Soufian El Boubsi, Ariane Rousseau et Aline Mahaux dans

Soufian El Boubsi, Ariane Rousseau et Aline Mahaux dans – © Serge Gutwirh

L’ambition du projet ne mènerait pas bien loin si Myriam Saduis n’avait une maîtrise instinctive de ce qui nous touche en profondeur, entre rêve et réalité, joie de l’instant et nostalgie sous-terraine. D’emblée une image forte: Hannah Arendt, vue de dos, c’est un corps qui danse, sensuellement, pas un pur esprit. La scénographie d’Anne Buguet insinue le ciel de la Grande Ourse qui élève à l’universel le débat d’amis dans ce petit intérieur confortable. D’ingénieux flashbacks nous ramènent à Walter Benjamin, analyste lucide de la montée du nazisme, suicidé à la frontière espagnole, en 1940, faute de pouvoir la franchir. Image du destin fatal qui hante ce groupe de survivants de la Shoah. Image universelle du réfugié qui se cogne à la froide réalité au moment où il se croyait sauvé. D’une actualité… éternelle. Efficace aussi le découpage des séquences: à peine un dialogue philosophique s’achève qu’un espace de rêve et de détente nous est offert. Tantôt une chorégraphie ralentie, où le groupe se soude, sans paroles. Tantôt la voix en off d’Hannah qui exprime, en dépit de tout, son amour de la langue allemande. En basse continue, la bande son de Jean-Luc Plouvier, au service de l’émotion comme de l’humour, dynamise les séquences en douceur. Alors que les contrastes lumineux de Caspar Langhoff créent un sensuel intérieur nuit.

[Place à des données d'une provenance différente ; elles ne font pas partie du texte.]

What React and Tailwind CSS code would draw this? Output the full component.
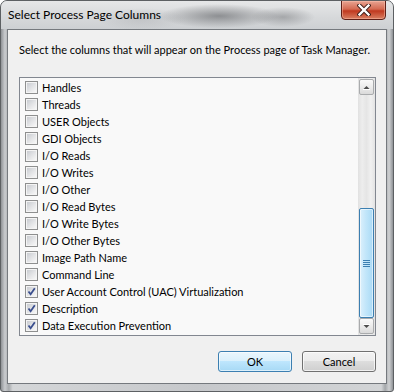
const columns = [
  { label: "Handles", checked: false },
  { label: "Threads", checked: false },
  { label: "USER Objects", checked: false },
  { label: "GDI Objects", checked: false },
  { label: "I/O Reads", checked: false },
  { label: "I/O Writes", checked: false },
  { label: "I/O Other", checked: false },
  { label: "I/O Read Bytes", checked: false },
  { label: "I/O Write Bytes", checked: false },
  { label: "I/O Other Bytes", checked: false },
  { label: "Image Path Name", checked: false },
  { label: "Command Line", checked: false },
  { label: "User Account Control (UAC) Virtualization", checked: true },
  { label: "Description", checked: true },
  { label: "Data Execution Prevention", checked: true },
];

function CheckBox({ checked }) {
  return (
    <div className="w-[13px] h-[13px] shrink-0 border border-[#8e8f8f] bg-[#f4f4f4] p-[1px]">
      <div className="relative w-full h-full bg-[linear-gradient(135deg,#c9ccd1,#e4e5e7_55%,#f7f7f7)]">
        {checked && (
          <svg width="11" height="11" viewBox="0 0 11 11" className="absolute -left-[1px] -top-[1px]">
            <path d="M2.5 5.5 L4.6 8.2 L8.8 2.2" fill="none" stroke="#3b4f8e" strokeWidth="1.8" />
          </svg>
        )}
      </div>
    </div>
  );
}

function ScrollArrow({ up }) {
  return (
    <div className="mx-[1px] h-[16px] rounded-[2px] border border-[#a9abad] bg-[linear-gradient(#fafafa,#ececec_50%,#dadada)] flex items-center justify-center">
      <svg width="7" height="5" viewBox="0 0 7 5">
        {up ? (
          <>
            <path d="M0.5 4 L3.5 1 L6.5 4 Z" fill="#4d4d4d" />
            <path d="M0 4.5 H7" stroke="#ffffff" strokeWidth="1" />
          </>
        ) : (
          <>
            <path d="M0.5 1 L3.5 4 L6.5 1 Z" fill="#4d4d4d" />
            <path d="M0 0.5 H7" stroke="#ffffff" strokeWidth="1" />
          </>
        )}
      </svg>
    </div>
  );
}

export default function App() {
  return (
    <div className="w-[394px] h-[392px] bg-white font-['Lato',sans-serif] text-black">
      <div className="w-[394px] h-[392px] flex flex-col border border-[#5d6063] rounded-t-[7px] rounded-b-[3px] overflow-hidden bg-[linear-gradient(to_right,#8f9296,#c9cbce_1%,#a7aaad_2%,#d4d6d8_3%,#c6c8cb_50%,#d2d4d6_97%,#a4a7aa_98%,#cfd1d3_99%,#8f9296)]">
        <div className="h-[28px] shrink-0 flex items-start bg-[radial-gradient(ellipse_60px_12px_at_218px_15px,rgba(80,82,86,0.55),transparent),radial-gradient(ellipse_32px_10px_at_282px_16px,rgba(90,92,96,0.4),transparent),radial-gradient(ellipse_45px_11px_at_140px_18px,rgba(150,152,156,0.3),transparent),linear-gradient(#e6e7e8,#d6d8da_60%,#cdd0d3)]">
          <span className="ml-[7px] mt-[6px] text-[12px] leading-[16px]">Select Process Page Columns</span>
          <div className="ml-auto mr-[7px] -mt-[1px] w-[45px] h-[20px] rounded-b-[4px] border border-[#5e1f17] bg-[linear-gradient(#e8a492,#d46a52_45%,#c0391f_55%,#d97f62)] shadow-[inset_0_0_0_1px_rgba(255,200,180,0.45)] flex items-center justify-center">
            <svg width="14" height="12" viewBox="0 0 14 12">
              <path d="M2.5 1.5 L11.5 10.5 M11.5 1.5 L2.5 10.5" stroke="#3b1d18" strokeWidth="4.2" strokeLinecap="square" />
              <path d="M2.5 1.5 L11.5 10.5 M11.5 1.5 L2.5 10.5" stroke="#ffffff" strokeWidth="2.4" strokeLinecap="square" />
            </svg>
          </div>
        </div>

        <div className="flex-1 px-[6px] pb-[7px] flex flex-col">
          <div className="flex-1 flex flex-col border border-[#75797e] bg-[#f0f0f0]">
            <p className="ml-[11px] mt-[12px] text-[11px] leading-[15px]">
              Select the columns that will appear on the Process page of Task Manager.
            </p>

            <div className="ml-[11px] mt-[20px] w-[357px] h-[259px] border border-[#828790] bg-[#f9f9f9] flex">
              <div className="flex-1 pt-[1px] pl-[5px] flex flex-col">
                {columns.map((c) => (
                  <div key={c.label} className="h-[17px] flex items-center gap-[4px]">
                    <CheckBox checked={c.checked} />
                    <span className="text-[11px] leading-[15px] -mt-[1px] whitespace-nowrap">{c.label}</span>
                  </div>
                ))}
              </div>

              <div className="w-[17px] flex flex-col pt-[1px] bg-[linear-gradient(to_right,#e1e1e1,#ededed_25%,#e5e5e5_50%,#f0f0f0_75%,#e3e3e3)]">
                <ScrollArrow up />
                <div className="flex-1 flex flex-col justify-end mx-[1px]">
                  <div className="h-[110px] rounded-[2px] border border-[#3c7fb1] bg-[linear-gradient(to_right,#dcf0fc,#c2e6fa_45%,#a9daf6)] shadow-[inset_0_0_0_1px_rgba(255,255,255,0.55)] flex flex-col items-center justify-center gap-[1px]">
                    <div className="w-[7px] h-[1px] bg-[#3c7fb1]" />
                    <div className="w-[7px] h-[1px] bg-[#3c7fb1]" />
                    <div className="w-[7px] h-[1px] bg-[#3c7fb1]" />
                    <div className="w-[7px] h-[1px] bg-[#3c7fb1]" />
                  </div>
                </div>
                <div className="mb-[1px]">
                  <ScrollArrow />
                </div>
              </div>
            </div>

            <div className="mt-[15px] mr-[10px] flex justify-end gap-[10px]">
              <button className="w-[74px] h-[21px] rounded-[3px] border border-[#3c7fb1] bg-[linear-gradient(#eaf6fd,#d9f0fc_50%,#bee6fd_50%,#a7d9f5)] shadow-[inset_0_0_0_1px_rgba(255,255,255,0.6)] text-[11px] leading-[15px]">
                OK
              </button>
              <button className="w-[74px] h-[21px] rounded-[3px] border border-[#707070] bg-[linear-gradient(#f2f2f2,#ebebeb_50%,#dddddd_50%,#cfcfcf)] shadow-[inset_0_0_0_1px_rgba(255,255,255,0.7)] text-[11px] leading-[15px]">
                Cancel
              </button>
            </div>
          </div>
        </div>
      </div>
    </div>
  );
}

Un chœur d’acteurs transcendant

Mathilde Lefèvre dans

Mathilde Lefèvre dans – © Serge Gutwirh

Enfin et surtout il y a ce chœur d’acteurs magistralement dirigé pour que chacun ait sa place et sa petite musique. Bien sûr Mathilde Lefèvre -Hannah Arendt- a une présence, une énergie, une justesse qui en font la clef de voûte de l’action. Mais Jérôme de Falloise, le mari y ajoute sa dynamique, l’ »amoureux » Hans-Soufian El Boubsi- son calme souriant, l’amie Mary Mc Carthy -Aline Mahaux- sa véhémence comique et Romain David-le musicien Robert- son humour décapant. Ariane Rousseau -Lore- et Laurie Degand -l’étudiante ont chacune leur moment de grâce.

Amor mundi, un « dialogue d’exilés » qui sans l’avoir prémédité, résonne d’une actualité brûlante.